Signe plutôt rassurant, Les Vivres de l’Art montrent aussi une capacité et une envie de se projeter. « On travaille déjà sur notre programmation estivale. Et j’espère qu’on pourra reprendre petit à petit les événements en intérieur l’automne prochain au moins. On a pas mal d’autres projets dans la tête, les confinements ça nous a fait cogiter, les prochaines années risquent de vous surprendre. » De son côté, Le Pourquoi Pas souhaite organiser à nouveau de petits concerts et les Battles de compliments de Ta Mère La Mieux, mais pas seulement. « On prépare également la 1ère édition du Festival du Bonheur en physique avec, au programme, arts de rue, concerts, et animations multiples. »

Le café Mancuso

Pour d’autres, l’année à venir marque l’occasion d’étendre ou d’enrichir son activité. Le Mancuso explique par exemple les prochains changements auxquels s’attendre pour le café. « Nous avons l’intention de développer notre service de prestation hifi (vintage haut de gamme) à l’extérieur du Cafe Mancuso pour des évènements d’entreprises ou éventuellement privés. Nous allons aussi relancer nos soirées intimistes « wabi sabi » dans différents lieux. Une potentielle ouverture en 7/7, nous étions en 6,5/7 auparavant. Et enfin toujours plus de musiques pour oublier ce qu’était 2020 ! » Pour La Voûte, l’heure est encore à la réflexion pour organiser les concerts au mieux : « Dès que l’on va rouvrir, comme les concerts debout ne seront pas possible, essayer de reprendre une petite prog assise, et peut-être des événements alternatifs de type ateliers/masterclass. »

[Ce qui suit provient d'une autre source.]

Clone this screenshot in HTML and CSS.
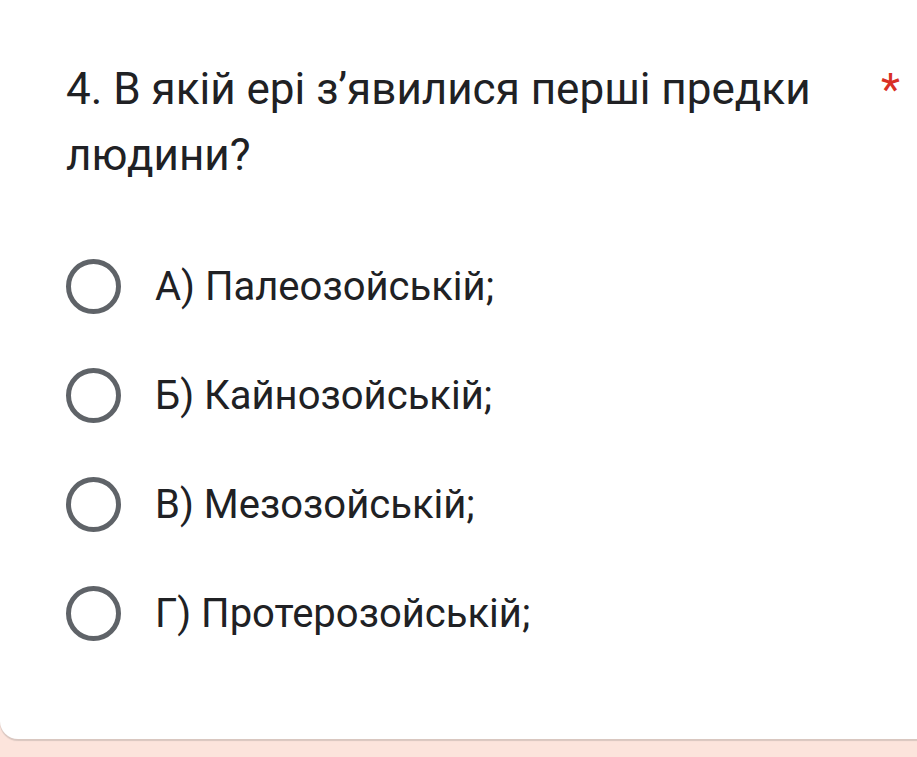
FILE: index.html
```html
<!DOCTYPE html>
<html lang="uk">
<head>
<meta charset="utf-8">
<link rel="stylesheet" href="styles.css">
</head>
<body>
<div class="page">
  <div class="card">
    <div class="question">
      <div class="title">4. В якій ері з’явилися перші предки людини?</div>
      <span class="required">*</span>
    </div>
    <div class="options">
      <label class="option"><span class="radio"></span><span class="label">А) Палеозойській;</span></label>
      <label class="option"><span class="radio"></span><span class="label">Б) Кайнозойській;</span></label>
      <label class="option"><span class="radio"></span><span class="label">В) Мезозойській;</span></label>
      <label class="option"><span class="radio"></span><span class="label">Г) Протерозойській;</span></label>
    </div>
  </div>
</div>
</body>
</html>
```

FILE: styles.css
```css
html, body {
  margin: 0;
  padding: 0;
  background: #fce4dc;
  font-family: Roboto, "Noto Sans", sans-serif;
  color: #202124;
}
.page {
  width: 917px;
  height: 757px;
  overflow: hidden;
}
.card {
  background: #ffffff;
  width: 940px;
  height: 739px;
  box-sizing: border-box;
  border-radius: 0 0 0 18px;
  box-shadow: 0 2px 1px rgba(60, 64, 67, 0.18);
  padding: 56px 0 0 66px;
}
.question {
  display: flex;
  align-items: flex-start;
}
.title {
  width: 760px;
  font-size: 44px;
  line-height: 66px;
  font-weight: 400;
  color: #202124;
}
.required {
  color: #d93025;
  font-size: 44px;
  line-height: 50px;
  margin-top: 9px;
  margin-left: 55px;
}
.options {
  margin-top: 71px;
  display: flex;
  flex-direction: column;
  gap: 54px;
}
.option {
  display: flex;
  align-items: center;
  height: 55px;
}
.radio {
  width: 45px;
  height: 45px;
  border: 5px solid #5f6368;
  border-radius: 50%;
  flex: none;
}
.label {
  margin-left: 34px;
  font-size: 40px;
  color: #202124;
}
```
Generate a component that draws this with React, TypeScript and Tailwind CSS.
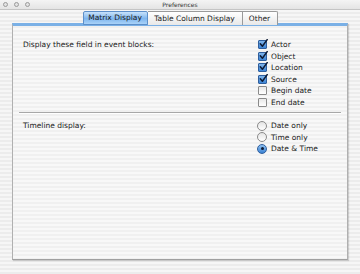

Il est cependant toujours difficile de se projeter pour certain.e.s, comme c’est le cas pour Lilith de La Crypte. « Mes projets pour 2021 sont assez flous, je ne sais pas quand je vais pouvoir rouvrir La Crypte. En attendant, je suis en train de finir les travaux pour rouvrir au plus vite quand il sera possible de le faire. Néanmoins, l’envie la plus chère à mon cœur est de rejouer en warehouse ou en club, cela me manque terriblement. » Et l’équipe de la Rock School Barbey de conclure, dans un style simple et efficace : « Pour 2021 tordre le coup à cette crise et recommencer à vivre vraiment ».